Before the flood, the mall employed around 3,000 people, had close to 200 stores and reported up to 16 million visitors a year.

To date the company reports spending $50 million on repairs.  In September, the company filed a lawsuit against the insurers of Opry Mills Mall claiming the companies owe the owners another $150 million in flood insurance payments.

"Regrettably, nothing has changed since we filed the lawsuit in September to enforce the insurance companies' commitments," Opry Mills' spokesperson Les Morris said in an emailed statement from Simon Properties Group's Indianapolis, Indiana headquarters.

"Each passing day only increases the losses suffered by Opry Mills, the citizens of Nashville, and the Metro Nashville Public Schools, the Metro Nashville Government General Fund, and the State of Tennessee's General Fund, for whom Opry Mills has been a source of substantial operating revenue," the statement continued.

According to the company, sales per year at Opry Mills totaled approximately $279 million.

Those sales generated annual sales tax revenues of $26 million and more than $4 million in annual real estate taxes.

"We do not know if any of the people that were employed at Opry Mills have found other work," Morris continued, "but it is obvious that this source of substantial tax revenues has dried up."

Since Opry Mills' closure, some retailers have relocated their businesses to new stores in Middle Tennessee.

Banana Republic, Ecko, Guess and at least three other retailers have since opened new stores at the Lebanon Premium Outlets in Wilson County.

The Nike factory store moved to Brentwood, and Old Navy will soon open a new location near Target in the Donelson-Hermitage area.

At the Cool Springs Galleria in Williamson County, stores are seeing more customers.

Charles Pierce is general manager of the Cool Springs Galleria location of Dillard's.  He told News 2 sales have been strong in the months following the flood.

"From talking to associates on the floor, they have said they have a lot of people who shopped locally at [Opry Mills] and a lot of travelers who stay out that way," he said.

Pierce said the boost in business for his store and others is crucial going into the holiday shopping season.

"It's a big percentage of our business," he said.  "December is 20% or more of your year's business so it's very important for the overall importance of your business."

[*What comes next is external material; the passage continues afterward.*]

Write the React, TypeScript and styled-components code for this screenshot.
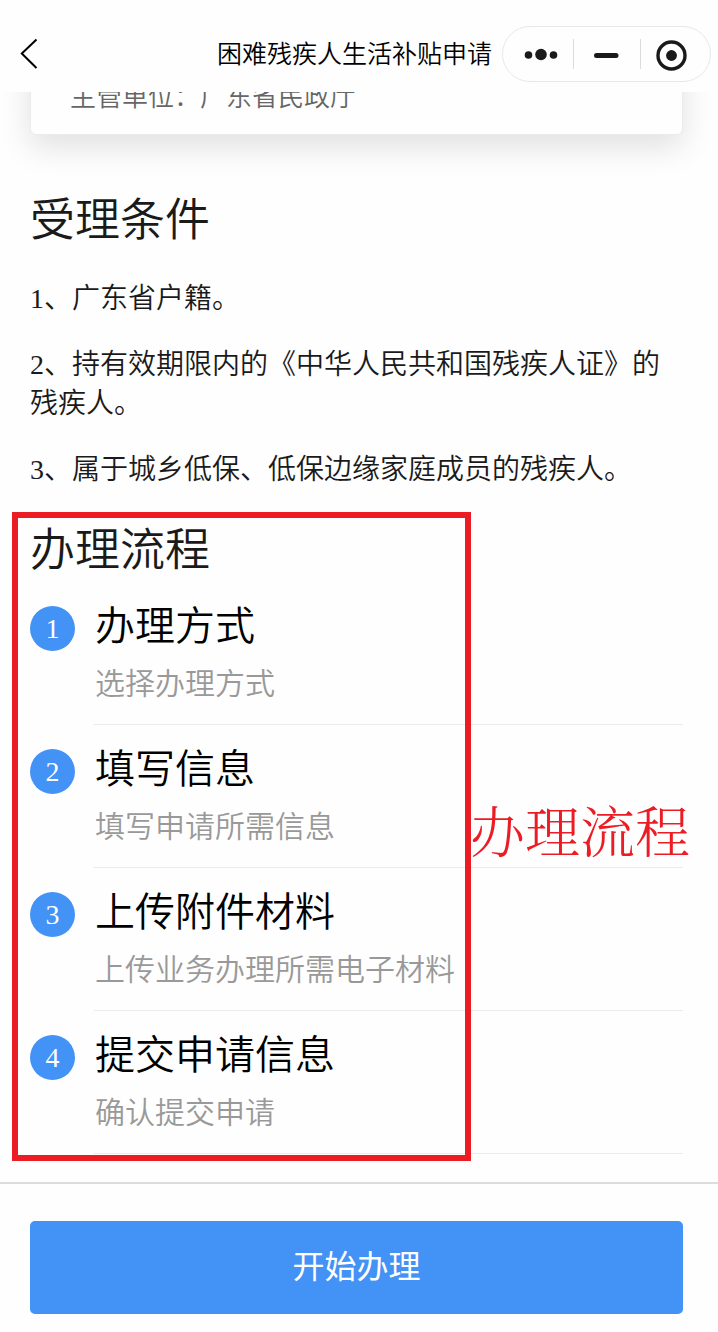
import React from "react";
import styled, { createGlobalStyle } from "styled-components";

const GlobalStyle = createGlobalStyle`
  *, *::before, *::after { box-sizing: border-box; }
  body { margin: 0; background: #fefefe; }
  h1, h2, h3, p, ol { margin: 0; padding: 0; font-weight: inherit; }
  button { margin: 0; padding: 0; border: 0; background: none; color: inherit; font: inherit; cursor: pointer; }
`;

const sans = `"Noto Sans CJK SC", sans-serif`;
const mixed = `"Liberation Serif", "Noto Sans CJK SC", serif`;

const Page = styled.div`
  display: flex;
  flex-direction: column;
  min-height: 100vh;
  overflow: hidden;
  font-family: ${sans};
  font-weight: 350;
  color: #1a1a1a;
`;

const Header = styled.header`
  position: relative;
  z-index: 1;
  display: flex;
  align-items: center;
  gap: 10px;
  padding: 26px 7px 10px 20px;
  background: #fefefe;
`;

const BackButton = styled.button`
  display: flex;
  margin-right: auto;
`;

const PageTitle = styled.h1`
  padding-bottom: 4px;
  font-size: 25px;
  line-height: 36px;
  white-space: nowrap;
  color: #000;
`;

const Capsule = styled.div`
  display: flex;
  align-items: center;
  flex: none;
  height: 56px;
  border: 1px solid #e8e8e8;
  border-radius: 28px;
`;

const CapsuleButton = styled.button`
  display: flex;
  & + & { border-left: 1px solid #dcdcdc; }
`;

const Content = styled.main`
  flex: 1;
  padding: 0 35px 28px 30px;
`;

const Card = styled.section`
  margin-top: -39px;
  padding: 24px 39px 22px;
  border: 1px solid #ebebeb;
  border-radius: 6px;
  background: #fefefe;
  box-shadow: 0 12px 32px rgba(0, 0, 0, 0.12);
  font-size: 26px;
  line-height: 34px;
  color: #666;
`;

const SectionTitle = styled.h2`
  font-size: 45px;
  line-height: 60px;
`;

const Conditions = styled.section`
  padding-top: 56px;
  font-family: ${mixed};
  font-size: 28px;
  line-height: 39px;

  ${SectionTitle} { margin-bottom: 28px; }
  p + p { margin-top: 27px; }
`;

const Process = styled.section`
  position: relative;
  margin-top: 28px;
`;

const StepList = styled.ol`
  margin-top: 5px;
  list-style: none;
`;

const Step = styled.li`
  display: flex;
  gap: 19px;
`;

const StepNumber = styled.span`
  flex: none;
  width: 45px;
  height: 45px;
  margin-top: 24px;
  border-radius: 50%;
  background: #4392f5;
  color: #fff;
  font-family: ${mixed};
  font-size: 28px;
  font-weight: 400;
  line-height: 45px;
  text-align: center;
`;

const StepBody = styled.div`
  flex: 1;
  padding: 13px 0 23px 1px;
  border-bottom: 1px solid #ebebeb;
`;

const StepTitle = styled.h3`
  font-size: 40px;
  line-height: 56px;
  color: #000;
`;

const StepText = styled.p`
  margin-top: 10px;
  font-size: 30px;
  line-height: 40px;
  color: #999;
`;

const Highlight = styled.div`
  position: absolute;
  top: -5px;
  bottom: -7px;
  left: -18px;
  width: 459px;
  border: 6px solid #ec1c24;
  pointer-events: none;
`;

const HighlightLabel = styled.div`
  position: absolute;
  top: 272px;
  left: 440px;
  font-family: "Noto Serif CJK SC", "Noto Sans CJK SC", serif;
  font-size: 55px;
  font-weight: 300;
  line-height: 80px;
  white-space: nowrap;
  color: #ec1c24;
`;

const Footer = styled.footer`
  padding: 37px 35px 18px 30px;
  border-top: 2px solid #dcdcdc;
`;

const StartButton = styled.button`
  display: block;
  width: 100%;
  height: 93px;
  padding-bottom: 8px;
  border-radius: 5px;
  background: #4392f5;
  color: #fff;
  font-size: 32px;
  font-weight: 400;
  line-height: 48px;
`;

const conditions = [
  "1、广东省户籍。",
  "2、持有效期限内的《中华人民共和国残疾人证》的残疾人。",
  "3、属于城乡低保、低保边缘家庭成员的残疾人。",
];

const steps = [
  { title: "办理方式", text: "选择办理方式" },
  { title: "填写信息", text: "填写申请所需信息" },
  { title: "上传附件材料", text: "上传业务办理所需电子材料" },
  { title: "提交申请信息", text: "确认提交申请" },
];

export default function App() {
  return (
    <Page lang="zh-CN">
      <GlobalStyle />
      <Header>
        <BackButton aria-label="返回">
          <svg width="18" height="32" viewBox="0 0 18 32" fill="none" stroke="#000" strokeWidth="2">
            <path d="M16.5 1.5 1.8 15.5 16.5 30" />
          </svg>
        </BackButton>
        <PageTitle>困难残疾人生活补贴申请</PageTitle>
        <Capsule>
          <CapsuleButton aria-label="更多">
            <svg width="70" height="30" viewBox="0 0 70 30" fill="#1a1a1a">
              <circle cx="25.5" cy="16" r="3.8" />
              <circle cx="38" cy="15.5" r="5.8" />
              <circle cx="50.5" cy="16" r="3.8" />
            </svg>
          </CapsuleButton>
          <CapsuleButton aria-label="最小化">
            <svg width="66" height="30" viewBox="0 0 66 30" stroke="#1a1a1a" strokeWidth="5" strokeLinecap="round">
              <path d="M22.5 16.5h19.5" />
            </svg>
          </CapsuleButton>
          <CapsuleButton aria-label="关闭">
            <svg width="69" height="30" viewBox="0 0 69 30" fill="none" overflow="visible">
              <circle cx="30.5" cy="16.5" r="13.5" stroke="#1a1a1a" strokeWidth="3.4" />
              <circle cx="30.5" cy="16.5" r="5.4" fill="#1a1a1a" />
            </svg>
          </CapsuleButton>
        </Capsule>
      </Header>

      <Content>
        <Card>主管单位：广东省民政厅</Card>

        <Conditions>
          <SectionTitle>受理条件</SectionTitle>
          {conditions.map((item) => (
            <p key={item}>{item}</p>
          ))}
        </Conditions>

        <Process>
          <SectionTitle>办理流程</SectionTitle>
          <StepList>
            {steps.map((step, index) => (
              <Step key={step.title}>
                <StepNumber>{index + 1}</StepNumber>
                <StepBody>
                  <StepTitle>{step.title}</StepTitle>
                  <StepText>{step.text}</StepText>
                </StepBody>
              </Step>
            ))}
          </StepList>
          <Highlight />
          <HighlightLabel>办理流程</HighlightLabel>
        </Process>
      </Content>

      <Footer>
        <StartButton>开始办理</StartButton>
      </Footer>
    </Page>
  );
}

Angie Partin and her friend Tracye Heatherly are in Nashville for the Tennessee School Boards Association Convention.

The convention is usually held at the Gaylord Opryland Hotel.  This year it was moved to the Renaissance Hotel in downtown Nashville.

The women usually use the trip as a chance to do Christmas shopping at Opry Mills Mall.  This year they took the trip to the Cool Springs Galleria.

"We are so glad they reopened the Opryland Hotel but we really wish they would go ahead and reopen [Opry Mills Mall]," Partin said.  "It's a great place to shop and walk to or take the bus to from the Opryland hotel it was very close."

Heatherly worries that an indefinite shut down foreshadows the closing of the mall permanently.

"When you are not familiar with the Nashville area it makes it hard to navigate the area," she said. "That's very sad to hear that especially because next year our school board conference will be back at the Opryland hotel."

Opry Mills could not give a timeline for how long the legal dispute with its insurer could last.